Write out again, exactly as they appear, the lines from the line with "Reproduce this screenshot" through the line with "import React from". Do not include any pictures.

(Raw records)
┌──
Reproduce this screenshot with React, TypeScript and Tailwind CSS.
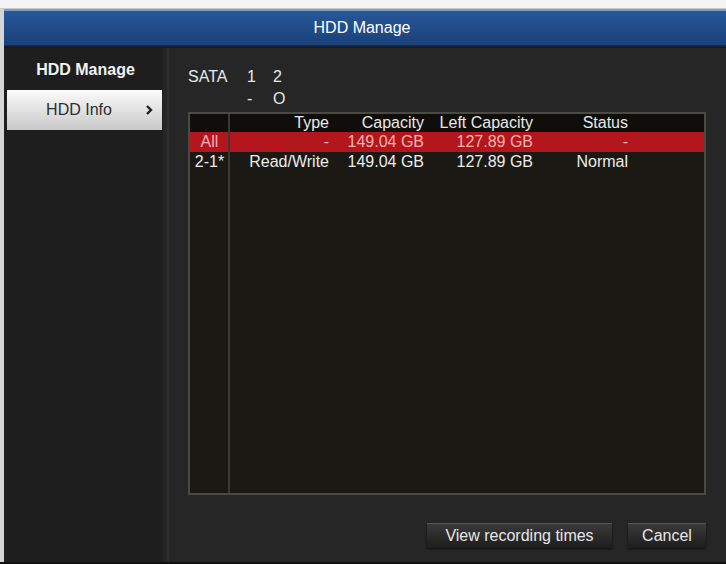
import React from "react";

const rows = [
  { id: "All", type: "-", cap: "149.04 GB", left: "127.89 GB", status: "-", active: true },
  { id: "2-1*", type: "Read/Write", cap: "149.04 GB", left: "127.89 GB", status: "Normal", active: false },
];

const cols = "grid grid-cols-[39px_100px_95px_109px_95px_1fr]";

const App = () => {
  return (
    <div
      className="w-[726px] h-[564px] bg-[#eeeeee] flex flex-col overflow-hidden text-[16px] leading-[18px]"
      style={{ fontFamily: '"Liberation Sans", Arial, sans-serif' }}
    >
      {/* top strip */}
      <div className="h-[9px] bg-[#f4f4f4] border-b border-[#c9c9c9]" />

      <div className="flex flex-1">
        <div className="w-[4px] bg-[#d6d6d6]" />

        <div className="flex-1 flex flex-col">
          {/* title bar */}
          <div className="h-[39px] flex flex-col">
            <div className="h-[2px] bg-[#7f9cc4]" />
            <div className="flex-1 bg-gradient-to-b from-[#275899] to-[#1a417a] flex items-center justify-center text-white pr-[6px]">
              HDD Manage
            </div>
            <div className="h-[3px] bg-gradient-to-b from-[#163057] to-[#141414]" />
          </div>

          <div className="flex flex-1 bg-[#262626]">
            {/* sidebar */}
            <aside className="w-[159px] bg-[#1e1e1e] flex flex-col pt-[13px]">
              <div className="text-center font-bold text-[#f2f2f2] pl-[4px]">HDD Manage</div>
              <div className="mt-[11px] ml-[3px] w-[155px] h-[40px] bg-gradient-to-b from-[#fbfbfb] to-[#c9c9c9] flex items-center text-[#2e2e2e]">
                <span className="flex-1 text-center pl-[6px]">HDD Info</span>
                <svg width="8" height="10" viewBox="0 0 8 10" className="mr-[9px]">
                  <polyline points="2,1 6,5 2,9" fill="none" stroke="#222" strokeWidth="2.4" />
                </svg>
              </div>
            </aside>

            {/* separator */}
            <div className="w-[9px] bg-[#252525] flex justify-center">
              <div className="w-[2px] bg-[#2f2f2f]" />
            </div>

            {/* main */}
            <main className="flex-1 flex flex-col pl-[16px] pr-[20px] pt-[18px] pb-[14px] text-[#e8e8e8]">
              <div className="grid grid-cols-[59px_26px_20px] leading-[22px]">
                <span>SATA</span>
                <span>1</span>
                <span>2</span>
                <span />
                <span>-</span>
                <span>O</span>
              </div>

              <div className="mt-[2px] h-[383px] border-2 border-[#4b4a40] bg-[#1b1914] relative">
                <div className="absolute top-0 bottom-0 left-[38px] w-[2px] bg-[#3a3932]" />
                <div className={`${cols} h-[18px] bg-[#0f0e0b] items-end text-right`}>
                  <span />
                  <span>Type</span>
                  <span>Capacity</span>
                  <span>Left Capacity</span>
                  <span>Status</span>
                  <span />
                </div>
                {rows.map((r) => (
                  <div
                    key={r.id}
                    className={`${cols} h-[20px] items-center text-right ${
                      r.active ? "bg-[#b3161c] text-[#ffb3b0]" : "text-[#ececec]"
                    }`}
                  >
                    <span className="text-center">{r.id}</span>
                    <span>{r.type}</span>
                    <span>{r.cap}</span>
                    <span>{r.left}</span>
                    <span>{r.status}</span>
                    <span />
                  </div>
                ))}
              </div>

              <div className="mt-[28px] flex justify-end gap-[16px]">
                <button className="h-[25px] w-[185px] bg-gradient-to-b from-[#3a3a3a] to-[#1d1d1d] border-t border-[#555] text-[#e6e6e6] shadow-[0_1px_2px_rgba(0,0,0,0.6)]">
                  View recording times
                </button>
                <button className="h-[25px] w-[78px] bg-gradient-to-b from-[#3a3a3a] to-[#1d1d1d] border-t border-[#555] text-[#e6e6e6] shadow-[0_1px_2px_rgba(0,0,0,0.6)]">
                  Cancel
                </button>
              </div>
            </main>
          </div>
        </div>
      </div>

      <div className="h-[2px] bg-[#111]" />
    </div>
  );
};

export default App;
└──
┌──
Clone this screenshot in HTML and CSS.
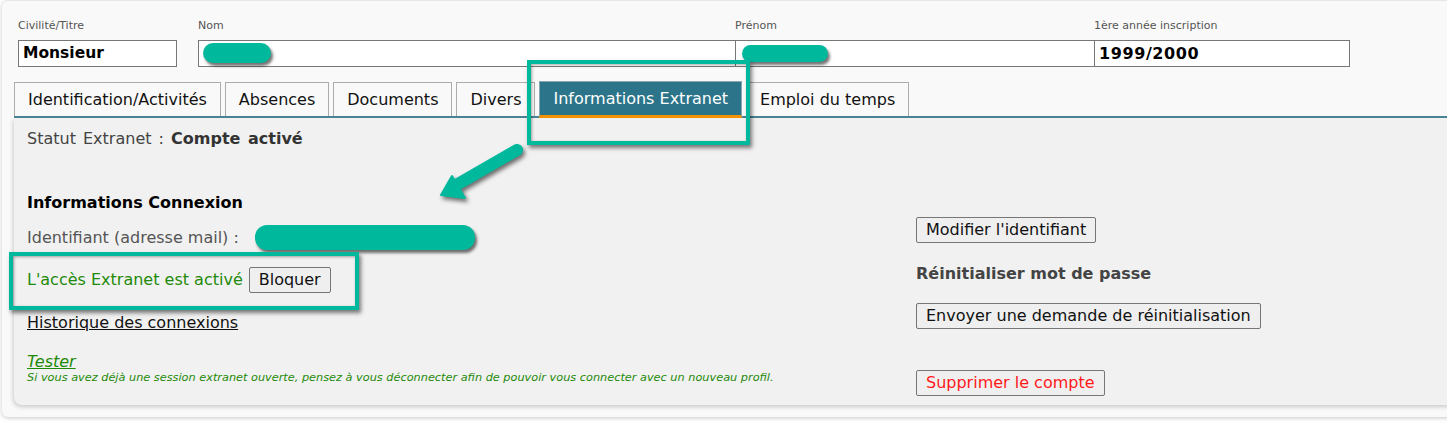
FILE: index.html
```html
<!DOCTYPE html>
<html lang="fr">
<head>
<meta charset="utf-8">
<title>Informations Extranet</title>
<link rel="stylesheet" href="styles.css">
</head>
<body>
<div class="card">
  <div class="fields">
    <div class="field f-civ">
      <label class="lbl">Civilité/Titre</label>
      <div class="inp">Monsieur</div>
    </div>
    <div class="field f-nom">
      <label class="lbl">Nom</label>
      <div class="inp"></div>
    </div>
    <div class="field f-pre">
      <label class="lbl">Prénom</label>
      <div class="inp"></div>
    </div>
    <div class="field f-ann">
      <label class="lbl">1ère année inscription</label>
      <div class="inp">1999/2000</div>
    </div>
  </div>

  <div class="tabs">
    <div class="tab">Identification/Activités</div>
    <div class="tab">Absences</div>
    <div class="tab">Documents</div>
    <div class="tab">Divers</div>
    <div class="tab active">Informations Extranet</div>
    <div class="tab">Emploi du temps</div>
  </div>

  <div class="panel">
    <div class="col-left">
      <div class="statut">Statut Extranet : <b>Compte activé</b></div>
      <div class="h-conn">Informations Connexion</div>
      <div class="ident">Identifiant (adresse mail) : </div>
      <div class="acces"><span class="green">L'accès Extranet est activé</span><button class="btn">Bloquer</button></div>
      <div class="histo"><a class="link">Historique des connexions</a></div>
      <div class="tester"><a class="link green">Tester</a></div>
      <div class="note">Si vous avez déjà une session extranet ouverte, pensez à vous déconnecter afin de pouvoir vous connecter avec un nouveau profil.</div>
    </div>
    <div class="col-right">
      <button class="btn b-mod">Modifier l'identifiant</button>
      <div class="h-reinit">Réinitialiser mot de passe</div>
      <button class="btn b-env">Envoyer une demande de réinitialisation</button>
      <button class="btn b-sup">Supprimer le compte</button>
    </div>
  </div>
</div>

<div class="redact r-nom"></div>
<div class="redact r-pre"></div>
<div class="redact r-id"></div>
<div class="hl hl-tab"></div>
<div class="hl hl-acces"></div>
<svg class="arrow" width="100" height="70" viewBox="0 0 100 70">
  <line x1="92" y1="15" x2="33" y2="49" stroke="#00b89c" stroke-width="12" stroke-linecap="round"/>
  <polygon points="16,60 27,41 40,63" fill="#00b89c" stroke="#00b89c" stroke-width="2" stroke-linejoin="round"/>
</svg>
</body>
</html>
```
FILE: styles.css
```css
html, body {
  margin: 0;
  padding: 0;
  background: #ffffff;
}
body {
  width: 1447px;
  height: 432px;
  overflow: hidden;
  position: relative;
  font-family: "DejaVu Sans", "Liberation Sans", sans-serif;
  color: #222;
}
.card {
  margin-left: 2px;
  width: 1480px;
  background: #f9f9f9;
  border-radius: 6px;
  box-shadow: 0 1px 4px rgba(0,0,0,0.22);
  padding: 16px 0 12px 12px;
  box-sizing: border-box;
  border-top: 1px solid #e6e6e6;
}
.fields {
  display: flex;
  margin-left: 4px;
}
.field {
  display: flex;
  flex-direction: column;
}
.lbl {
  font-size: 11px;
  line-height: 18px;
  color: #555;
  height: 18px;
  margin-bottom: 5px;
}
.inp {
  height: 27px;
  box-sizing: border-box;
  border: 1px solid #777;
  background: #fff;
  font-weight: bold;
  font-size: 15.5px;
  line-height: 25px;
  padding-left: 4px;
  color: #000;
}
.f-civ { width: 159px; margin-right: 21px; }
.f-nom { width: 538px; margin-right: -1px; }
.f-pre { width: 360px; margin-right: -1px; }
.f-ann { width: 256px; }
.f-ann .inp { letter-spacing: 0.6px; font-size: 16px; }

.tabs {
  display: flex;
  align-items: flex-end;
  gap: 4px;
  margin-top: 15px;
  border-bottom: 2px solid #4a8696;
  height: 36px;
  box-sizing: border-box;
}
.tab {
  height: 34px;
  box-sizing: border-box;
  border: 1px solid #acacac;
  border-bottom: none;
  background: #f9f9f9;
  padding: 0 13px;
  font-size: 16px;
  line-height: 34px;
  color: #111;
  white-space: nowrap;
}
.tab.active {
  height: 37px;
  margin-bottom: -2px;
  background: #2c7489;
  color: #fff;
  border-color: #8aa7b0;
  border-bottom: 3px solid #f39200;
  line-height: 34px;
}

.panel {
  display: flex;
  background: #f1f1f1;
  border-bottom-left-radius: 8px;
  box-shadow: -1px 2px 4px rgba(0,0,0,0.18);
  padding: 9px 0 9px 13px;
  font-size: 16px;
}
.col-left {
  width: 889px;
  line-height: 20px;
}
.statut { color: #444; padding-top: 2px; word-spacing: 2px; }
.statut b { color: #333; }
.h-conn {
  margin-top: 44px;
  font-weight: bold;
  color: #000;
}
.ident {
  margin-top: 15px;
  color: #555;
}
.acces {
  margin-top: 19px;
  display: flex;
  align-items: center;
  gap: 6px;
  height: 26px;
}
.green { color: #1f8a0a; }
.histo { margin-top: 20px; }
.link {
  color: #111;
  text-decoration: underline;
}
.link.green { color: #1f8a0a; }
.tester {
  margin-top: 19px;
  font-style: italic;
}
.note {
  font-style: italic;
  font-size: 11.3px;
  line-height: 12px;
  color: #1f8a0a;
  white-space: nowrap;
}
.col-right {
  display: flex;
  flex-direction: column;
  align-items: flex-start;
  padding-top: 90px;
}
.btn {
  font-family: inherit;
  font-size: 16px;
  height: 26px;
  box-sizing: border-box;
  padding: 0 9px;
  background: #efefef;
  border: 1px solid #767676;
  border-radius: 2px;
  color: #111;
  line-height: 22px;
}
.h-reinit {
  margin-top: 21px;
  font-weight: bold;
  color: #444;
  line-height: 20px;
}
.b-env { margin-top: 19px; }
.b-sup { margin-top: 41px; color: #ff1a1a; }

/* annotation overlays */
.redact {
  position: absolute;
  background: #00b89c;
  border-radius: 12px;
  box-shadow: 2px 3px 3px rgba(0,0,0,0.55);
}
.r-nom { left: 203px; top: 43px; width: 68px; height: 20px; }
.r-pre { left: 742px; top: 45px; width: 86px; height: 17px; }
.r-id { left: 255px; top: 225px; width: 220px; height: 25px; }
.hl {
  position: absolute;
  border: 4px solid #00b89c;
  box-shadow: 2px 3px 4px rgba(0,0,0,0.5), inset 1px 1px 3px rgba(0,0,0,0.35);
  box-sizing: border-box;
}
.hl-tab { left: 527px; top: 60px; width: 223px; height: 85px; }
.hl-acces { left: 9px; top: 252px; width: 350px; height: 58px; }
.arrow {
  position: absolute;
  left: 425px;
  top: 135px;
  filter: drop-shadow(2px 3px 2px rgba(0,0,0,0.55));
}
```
└──
Exercise output:
Reproduce this screenshot with React, TypeScript and Tailwind CSS.
import React from "react";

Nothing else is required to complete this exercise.